begin
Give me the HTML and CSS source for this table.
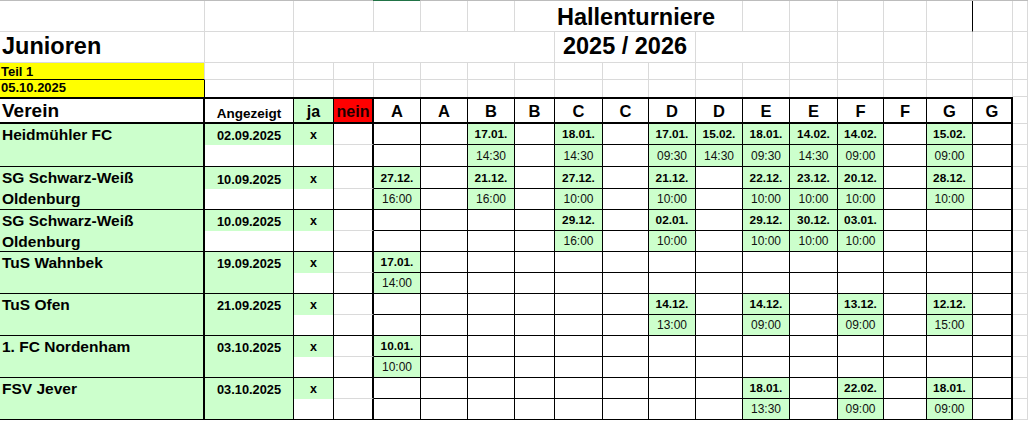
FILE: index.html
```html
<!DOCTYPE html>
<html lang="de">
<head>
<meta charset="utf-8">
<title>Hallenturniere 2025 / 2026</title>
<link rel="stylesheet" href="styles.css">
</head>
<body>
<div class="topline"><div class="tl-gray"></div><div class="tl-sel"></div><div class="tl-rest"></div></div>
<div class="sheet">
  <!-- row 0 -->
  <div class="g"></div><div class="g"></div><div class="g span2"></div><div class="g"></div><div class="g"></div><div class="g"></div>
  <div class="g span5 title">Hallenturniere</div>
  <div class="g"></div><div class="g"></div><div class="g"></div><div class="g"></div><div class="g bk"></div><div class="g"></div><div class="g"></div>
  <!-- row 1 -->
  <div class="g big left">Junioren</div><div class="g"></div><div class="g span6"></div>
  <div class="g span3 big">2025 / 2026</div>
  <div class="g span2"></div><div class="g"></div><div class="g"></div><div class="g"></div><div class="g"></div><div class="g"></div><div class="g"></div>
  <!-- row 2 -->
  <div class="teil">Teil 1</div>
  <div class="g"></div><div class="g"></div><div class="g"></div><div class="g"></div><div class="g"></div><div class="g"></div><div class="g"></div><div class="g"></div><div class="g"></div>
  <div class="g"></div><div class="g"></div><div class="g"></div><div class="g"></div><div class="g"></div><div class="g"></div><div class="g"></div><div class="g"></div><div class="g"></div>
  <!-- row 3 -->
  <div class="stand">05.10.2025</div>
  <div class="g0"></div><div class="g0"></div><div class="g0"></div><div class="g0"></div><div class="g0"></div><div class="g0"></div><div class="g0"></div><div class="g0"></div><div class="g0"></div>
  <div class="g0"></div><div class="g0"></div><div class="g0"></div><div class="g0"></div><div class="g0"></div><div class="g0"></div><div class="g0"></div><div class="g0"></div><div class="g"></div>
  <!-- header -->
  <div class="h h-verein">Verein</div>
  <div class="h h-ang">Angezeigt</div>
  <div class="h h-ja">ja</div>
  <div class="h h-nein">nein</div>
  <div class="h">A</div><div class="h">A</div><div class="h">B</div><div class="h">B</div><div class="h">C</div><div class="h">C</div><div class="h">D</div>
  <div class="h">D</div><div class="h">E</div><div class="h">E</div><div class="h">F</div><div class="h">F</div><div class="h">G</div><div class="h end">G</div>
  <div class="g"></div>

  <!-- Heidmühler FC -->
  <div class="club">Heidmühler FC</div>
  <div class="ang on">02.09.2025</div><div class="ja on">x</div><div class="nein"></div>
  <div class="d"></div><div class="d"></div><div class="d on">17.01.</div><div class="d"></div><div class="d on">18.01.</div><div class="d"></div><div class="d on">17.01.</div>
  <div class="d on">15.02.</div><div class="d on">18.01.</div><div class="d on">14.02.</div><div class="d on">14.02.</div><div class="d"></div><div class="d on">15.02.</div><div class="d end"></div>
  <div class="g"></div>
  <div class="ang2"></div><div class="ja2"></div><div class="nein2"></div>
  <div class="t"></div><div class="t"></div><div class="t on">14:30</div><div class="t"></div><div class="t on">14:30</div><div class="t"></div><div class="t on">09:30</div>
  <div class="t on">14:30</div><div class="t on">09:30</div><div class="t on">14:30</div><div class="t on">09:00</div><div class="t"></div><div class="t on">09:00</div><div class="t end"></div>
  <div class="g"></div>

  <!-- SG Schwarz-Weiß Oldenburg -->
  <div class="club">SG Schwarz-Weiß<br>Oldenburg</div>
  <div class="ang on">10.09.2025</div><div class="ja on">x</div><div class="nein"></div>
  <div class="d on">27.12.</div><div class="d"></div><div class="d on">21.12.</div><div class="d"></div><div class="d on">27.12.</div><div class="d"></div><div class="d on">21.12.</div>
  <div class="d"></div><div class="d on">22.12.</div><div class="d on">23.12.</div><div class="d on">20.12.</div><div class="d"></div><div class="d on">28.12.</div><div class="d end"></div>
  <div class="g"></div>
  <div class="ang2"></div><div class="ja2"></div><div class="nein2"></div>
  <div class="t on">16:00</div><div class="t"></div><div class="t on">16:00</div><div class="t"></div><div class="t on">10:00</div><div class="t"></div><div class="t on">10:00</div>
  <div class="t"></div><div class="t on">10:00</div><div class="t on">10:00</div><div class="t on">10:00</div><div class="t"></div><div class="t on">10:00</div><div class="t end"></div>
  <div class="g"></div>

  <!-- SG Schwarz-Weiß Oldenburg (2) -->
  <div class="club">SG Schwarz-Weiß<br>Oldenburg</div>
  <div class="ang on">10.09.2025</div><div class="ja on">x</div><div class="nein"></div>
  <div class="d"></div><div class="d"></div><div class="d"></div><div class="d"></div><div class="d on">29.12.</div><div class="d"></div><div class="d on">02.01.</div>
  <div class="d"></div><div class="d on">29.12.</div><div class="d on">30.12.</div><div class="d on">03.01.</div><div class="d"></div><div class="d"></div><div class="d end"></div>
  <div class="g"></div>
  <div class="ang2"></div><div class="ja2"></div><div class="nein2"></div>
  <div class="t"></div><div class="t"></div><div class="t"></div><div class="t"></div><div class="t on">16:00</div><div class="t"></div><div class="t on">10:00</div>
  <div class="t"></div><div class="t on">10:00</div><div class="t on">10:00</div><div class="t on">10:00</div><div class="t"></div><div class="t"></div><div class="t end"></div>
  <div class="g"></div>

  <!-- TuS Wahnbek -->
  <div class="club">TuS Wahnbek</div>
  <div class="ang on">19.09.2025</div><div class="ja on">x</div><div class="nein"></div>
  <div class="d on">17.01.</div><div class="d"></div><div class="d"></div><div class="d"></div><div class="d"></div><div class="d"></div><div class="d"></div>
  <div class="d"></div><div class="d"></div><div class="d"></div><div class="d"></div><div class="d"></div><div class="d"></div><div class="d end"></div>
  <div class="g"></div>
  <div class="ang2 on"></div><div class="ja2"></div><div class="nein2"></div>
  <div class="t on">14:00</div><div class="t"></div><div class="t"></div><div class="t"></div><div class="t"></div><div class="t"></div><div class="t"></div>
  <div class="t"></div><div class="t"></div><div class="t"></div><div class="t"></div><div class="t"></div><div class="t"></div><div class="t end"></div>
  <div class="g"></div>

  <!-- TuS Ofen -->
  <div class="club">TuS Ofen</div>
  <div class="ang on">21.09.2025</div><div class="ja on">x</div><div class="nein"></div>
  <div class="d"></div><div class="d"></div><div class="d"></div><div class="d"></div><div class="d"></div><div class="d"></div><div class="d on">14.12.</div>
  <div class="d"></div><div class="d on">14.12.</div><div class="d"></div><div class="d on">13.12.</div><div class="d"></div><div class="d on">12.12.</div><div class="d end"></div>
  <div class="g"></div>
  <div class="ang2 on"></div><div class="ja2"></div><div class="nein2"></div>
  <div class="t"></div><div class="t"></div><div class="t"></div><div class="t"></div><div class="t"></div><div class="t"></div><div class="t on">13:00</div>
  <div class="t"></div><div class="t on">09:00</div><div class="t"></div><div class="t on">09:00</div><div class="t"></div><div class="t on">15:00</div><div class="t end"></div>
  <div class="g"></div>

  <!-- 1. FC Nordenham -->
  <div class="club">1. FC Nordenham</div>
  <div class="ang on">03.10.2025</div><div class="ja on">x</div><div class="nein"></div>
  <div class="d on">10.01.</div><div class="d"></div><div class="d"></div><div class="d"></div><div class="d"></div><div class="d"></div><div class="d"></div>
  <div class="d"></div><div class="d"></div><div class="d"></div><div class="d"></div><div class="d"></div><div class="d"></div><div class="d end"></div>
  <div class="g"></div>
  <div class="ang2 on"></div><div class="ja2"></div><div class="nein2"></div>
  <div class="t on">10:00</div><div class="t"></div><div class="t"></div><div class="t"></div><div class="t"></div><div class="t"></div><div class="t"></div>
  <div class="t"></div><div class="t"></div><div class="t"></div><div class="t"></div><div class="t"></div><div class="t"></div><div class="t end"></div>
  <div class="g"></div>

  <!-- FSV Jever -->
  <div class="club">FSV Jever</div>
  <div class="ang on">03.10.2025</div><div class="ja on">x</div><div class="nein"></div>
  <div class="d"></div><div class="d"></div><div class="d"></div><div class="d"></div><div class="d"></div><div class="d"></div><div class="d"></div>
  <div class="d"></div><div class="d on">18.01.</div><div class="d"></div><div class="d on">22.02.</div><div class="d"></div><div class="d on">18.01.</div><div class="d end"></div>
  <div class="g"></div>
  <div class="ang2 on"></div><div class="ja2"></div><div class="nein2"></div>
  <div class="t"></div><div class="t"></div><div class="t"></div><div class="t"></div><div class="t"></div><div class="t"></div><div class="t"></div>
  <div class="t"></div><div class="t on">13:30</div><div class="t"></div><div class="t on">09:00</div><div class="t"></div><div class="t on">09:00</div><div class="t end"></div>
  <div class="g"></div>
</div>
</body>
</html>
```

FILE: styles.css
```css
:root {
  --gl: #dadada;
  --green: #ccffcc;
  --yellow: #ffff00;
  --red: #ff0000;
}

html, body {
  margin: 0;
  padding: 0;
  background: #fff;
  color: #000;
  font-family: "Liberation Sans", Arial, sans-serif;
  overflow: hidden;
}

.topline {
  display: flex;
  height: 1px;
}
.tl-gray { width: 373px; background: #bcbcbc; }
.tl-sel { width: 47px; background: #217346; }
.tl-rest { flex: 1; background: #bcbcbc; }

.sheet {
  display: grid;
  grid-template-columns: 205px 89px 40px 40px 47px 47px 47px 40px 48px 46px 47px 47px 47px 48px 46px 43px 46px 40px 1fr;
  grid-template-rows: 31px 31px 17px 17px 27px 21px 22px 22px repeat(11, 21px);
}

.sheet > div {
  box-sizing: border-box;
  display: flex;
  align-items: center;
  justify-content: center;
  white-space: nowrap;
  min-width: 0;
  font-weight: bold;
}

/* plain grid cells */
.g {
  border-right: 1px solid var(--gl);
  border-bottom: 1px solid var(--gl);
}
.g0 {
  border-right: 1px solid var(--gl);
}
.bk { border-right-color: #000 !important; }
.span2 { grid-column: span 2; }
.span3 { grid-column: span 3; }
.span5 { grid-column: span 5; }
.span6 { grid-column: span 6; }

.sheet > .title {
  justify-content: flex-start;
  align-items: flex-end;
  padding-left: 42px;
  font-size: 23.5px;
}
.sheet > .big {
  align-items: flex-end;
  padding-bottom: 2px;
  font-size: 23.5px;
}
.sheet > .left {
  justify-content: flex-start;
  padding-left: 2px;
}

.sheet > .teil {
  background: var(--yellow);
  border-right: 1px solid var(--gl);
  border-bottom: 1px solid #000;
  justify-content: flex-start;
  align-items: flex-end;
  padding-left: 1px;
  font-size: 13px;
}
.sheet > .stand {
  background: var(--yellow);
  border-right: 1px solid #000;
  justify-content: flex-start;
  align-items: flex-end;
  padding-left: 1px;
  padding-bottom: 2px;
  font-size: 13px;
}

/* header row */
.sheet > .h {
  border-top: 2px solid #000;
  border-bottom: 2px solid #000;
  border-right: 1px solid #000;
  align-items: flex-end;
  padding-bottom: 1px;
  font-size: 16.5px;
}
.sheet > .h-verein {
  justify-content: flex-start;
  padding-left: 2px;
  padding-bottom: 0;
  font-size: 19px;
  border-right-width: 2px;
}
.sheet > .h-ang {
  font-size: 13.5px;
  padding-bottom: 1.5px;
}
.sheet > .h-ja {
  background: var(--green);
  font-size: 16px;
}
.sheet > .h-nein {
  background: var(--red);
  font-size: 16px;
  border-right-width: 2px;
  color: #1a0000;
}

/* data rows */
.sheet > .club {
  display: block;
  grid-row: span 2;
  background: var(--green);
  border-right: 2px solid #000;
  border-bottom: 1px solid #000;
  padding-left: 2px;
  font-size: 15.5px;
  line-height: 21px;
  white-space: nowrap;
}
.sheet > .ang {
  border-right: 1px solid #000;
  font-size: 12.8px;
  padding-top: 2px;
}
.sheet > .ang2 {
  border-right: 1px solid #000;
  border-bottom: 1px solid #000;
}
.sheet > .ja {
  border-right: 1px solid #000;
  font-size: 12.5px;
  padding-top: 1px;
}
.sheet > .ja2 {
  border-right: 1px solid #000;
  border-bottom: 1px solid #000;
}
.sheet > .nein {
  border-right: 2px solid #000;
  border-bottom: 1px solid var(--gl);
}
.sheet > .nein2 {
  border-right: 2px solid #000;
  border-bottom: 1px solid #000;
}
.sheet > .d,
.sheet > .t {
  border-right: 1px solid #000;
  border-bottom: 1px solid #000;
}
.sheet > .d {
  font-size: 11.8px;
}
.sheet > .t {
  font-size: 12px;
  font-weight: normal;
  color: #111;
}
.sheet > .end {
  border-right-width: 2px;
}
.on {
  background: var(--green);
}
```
end
begin
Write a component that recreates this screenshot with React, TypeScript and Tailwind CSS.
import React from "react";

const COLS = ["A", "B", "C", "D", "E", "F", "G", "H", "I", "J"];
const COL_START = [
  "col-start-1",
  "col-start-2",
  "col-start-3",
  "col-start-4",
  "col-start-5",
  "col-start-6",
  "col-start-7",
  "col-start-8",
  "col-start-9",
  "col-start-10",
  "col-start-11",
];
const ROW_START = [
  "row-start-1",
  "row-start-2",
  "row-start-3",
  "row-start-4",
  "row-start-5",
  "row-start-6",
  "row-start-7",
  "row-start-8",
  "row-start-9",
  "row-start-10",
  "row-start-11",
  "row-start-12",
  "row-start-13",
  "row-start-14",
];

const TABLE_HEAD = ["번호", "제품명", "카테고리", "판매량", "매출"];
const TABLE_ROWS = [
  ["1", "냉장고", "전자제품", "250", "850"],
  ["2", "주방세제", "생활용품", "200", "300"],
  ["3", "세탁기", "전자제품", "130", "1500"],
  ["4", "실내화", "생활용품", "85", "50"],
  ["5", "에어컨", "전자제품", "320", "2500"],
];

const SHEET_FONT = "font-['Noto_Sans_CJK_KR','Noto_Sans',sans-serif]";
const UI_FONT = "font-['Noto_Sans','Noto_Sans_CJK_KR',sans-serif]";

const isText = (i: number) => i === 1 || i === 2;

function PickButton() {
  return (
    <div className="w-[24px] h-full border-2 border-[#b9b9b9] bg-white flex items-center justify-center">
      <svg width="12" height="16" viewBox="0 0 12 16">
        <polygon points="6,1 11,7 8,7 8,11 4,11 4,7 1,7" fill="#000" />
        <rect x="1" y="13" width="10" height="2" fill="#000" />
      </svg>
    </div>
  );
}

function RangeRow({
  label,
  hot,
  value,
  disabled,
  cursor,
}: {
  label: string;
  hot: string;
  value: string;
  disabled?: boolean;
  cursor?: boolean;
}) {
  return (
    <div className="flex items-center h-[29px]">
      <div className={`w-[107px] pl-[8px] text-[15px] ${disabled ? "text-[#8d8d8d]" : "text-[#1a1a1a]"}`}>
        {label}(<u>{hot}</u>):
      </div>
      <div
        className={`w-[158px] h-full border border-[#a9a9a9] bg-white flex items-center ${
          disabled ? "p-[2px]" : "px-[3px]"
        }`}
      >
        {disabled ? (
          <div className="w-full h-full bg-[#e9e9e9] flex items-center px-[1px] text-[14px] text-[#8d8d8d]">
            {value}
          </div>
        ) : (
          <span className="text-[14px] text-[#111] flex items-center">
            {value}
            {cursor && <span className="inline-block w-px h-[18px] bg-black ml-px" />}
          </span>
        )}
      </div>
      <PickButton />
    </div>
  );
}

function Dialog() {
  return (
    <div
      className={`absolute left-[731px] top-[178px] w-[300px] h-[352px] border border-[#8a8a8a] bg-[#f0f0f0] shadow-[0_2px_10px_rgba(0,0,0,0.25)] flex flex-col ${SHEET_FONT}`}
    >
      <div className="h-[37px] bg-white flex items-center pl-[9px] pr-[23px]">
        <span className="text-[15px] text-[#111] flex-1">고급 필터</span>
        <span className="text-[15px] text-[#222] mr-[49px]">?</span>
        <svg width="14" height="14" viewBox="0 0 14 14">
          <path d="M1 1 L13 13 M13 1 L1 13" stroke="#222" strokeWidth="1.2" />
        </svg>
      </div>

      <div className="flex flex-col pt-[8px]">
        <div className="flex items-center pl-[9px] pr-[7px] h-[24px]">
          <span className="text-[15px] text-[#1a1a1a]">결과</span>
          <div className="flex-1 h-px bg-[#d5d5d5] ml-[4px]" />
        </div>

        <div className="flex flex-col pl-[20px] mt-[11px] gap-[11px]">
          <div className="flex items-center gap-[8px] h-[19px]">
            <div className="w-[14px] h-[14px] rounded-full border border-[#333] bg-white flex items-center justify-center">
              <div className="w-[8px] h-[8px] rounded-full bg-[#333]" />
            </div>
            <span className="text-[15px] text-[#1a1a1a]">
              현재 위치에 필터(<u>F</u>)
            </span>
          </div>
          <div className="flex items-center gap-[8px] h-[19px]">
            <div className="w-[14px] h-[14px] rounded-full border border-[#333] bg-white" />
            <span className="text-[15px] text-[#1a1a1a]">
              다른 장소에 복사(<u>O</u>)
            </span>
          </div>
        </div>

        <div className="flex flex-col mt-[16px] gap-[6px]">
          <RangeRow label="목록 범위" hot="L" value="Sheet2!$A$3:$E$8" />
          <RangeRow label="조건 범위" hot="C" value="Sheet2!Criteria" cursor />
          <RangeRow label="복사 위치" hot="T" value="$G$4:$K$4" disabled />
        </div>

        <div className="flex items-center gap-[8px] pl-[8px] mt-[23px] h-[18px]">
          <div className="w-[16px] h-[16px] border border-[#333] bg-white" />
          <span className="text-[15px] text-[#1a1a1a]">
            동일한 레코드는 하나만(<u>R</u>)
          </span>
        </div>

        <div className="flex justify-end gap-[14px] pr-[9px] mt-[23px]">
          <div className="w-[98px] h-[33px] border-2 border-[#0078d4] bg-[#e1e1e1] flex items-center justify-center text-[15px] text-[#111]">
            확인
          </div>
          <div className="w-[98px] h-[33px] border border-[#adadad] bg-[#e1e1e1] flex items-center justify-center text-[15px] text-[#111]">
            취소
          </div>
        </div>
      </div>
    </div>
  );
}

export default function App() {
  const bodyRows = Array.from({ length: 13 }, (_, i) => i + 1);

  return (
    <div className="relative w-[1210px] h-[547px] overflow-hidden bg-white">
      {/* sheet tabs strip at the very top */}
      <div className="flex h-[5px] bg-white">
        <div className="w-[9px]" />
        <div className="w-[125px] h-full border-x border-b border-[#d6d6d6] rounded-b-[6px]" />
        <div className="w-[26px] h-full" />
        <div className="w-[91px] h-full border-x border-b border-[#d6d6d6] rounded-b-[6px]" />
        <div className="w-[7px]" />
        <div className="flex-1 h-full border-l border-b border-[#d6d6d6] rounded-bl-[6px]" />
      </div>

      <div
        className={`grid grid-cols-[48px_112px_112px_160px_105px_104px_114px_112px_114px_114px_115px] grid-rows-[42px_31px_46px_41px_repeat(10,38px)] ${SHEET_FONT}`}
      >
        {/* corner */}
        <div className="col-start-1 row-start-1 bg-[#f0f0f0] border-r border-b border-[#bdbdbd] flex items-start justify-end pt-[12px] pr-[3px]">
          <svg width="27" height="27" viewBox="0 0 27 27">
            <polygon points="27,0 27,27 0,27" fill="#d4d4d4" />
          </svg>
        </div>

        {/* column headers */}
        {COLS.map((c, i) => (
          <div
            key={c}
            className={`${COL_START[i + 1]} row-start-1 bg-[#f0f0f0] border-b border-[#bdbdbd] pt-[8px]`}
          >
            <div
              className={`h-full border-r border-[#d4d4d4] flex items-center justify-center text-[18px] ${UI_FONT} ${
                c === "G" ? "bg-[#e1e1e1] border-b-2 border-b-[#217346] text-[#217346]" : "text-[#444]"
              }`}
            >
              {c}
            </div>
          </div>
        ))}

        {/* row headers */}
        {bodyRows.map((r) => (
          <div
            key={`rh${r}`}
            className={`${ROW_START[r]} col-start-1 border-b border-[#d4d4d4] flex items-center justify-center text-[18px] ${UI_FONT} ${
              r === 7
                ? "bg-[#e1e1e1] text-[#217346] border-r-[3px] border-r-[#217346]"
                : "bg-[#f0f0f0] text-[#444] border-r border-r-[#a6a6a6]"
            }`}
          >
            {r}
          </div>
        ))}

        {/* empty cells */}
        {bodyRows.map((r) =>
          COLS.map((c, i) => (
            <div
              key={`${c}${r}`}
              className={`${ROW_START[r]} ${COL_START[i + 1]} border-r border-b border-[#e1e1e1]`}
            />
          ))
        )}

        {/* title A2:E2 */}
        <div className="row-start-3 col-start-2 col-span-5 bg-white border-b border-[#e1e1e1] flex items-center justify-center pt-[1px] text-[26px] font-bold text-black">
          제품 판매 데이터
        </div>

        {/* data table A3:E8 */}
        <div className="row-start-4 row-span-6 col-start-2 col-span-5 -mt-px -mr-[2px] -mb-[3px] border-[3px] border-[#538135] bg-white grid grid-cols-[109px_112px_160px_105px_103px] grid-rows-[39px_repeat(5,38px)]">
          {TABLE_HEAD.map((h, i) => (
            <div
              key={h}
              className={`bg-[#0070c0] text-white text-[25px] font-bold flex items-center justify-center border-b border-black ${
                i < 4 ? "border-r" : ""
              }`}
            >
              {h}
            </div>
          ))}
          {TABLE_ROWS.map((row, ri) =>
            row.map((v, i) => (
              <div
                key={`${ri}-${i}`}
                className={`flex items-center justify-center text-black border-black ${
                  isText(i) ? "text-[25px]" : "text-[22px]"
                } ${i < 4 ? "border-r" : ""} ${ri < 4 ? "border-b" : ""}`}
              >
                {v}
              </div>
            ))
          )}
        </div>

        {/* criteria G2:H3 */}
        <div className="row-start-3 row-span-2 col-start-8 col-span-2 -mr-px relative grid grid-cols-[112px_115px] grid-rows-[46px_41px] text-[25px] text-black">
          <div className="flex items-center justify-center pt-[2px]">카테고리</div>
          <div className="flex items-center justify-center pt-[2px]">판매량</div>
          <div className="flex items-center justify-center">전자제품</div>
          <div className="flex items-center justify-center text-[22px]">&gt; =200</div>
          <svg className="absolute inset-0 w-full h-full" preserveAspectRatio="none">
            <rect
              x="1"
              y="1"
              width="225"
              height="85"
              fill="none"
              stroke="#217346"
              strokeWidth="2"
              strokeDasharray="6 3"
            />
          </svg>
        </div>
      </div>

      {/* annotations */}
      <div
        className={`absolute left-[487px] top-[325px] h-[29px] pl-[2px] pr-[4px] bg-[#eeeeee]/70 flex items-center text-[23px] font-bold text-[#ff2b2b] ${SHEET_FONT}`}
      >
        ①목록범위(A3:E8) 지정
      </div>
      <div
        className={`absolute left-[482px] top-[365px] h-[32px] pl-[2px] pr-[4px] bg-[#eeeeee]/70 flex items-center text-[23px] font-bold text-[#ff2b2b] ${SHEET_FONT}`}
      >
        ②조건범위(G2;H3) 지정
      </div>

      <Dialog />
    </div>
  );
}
end
Your task is to extract exactly the lines starting at the line with "Write a component" and ending at the line with "import React from", including both ends, and no other lines.

§ **RESPONSE TO THIS EXERCISE**:
Write a component that recreates this screenshot with React, TypeScript and Tailwind CSS.
import React from "react";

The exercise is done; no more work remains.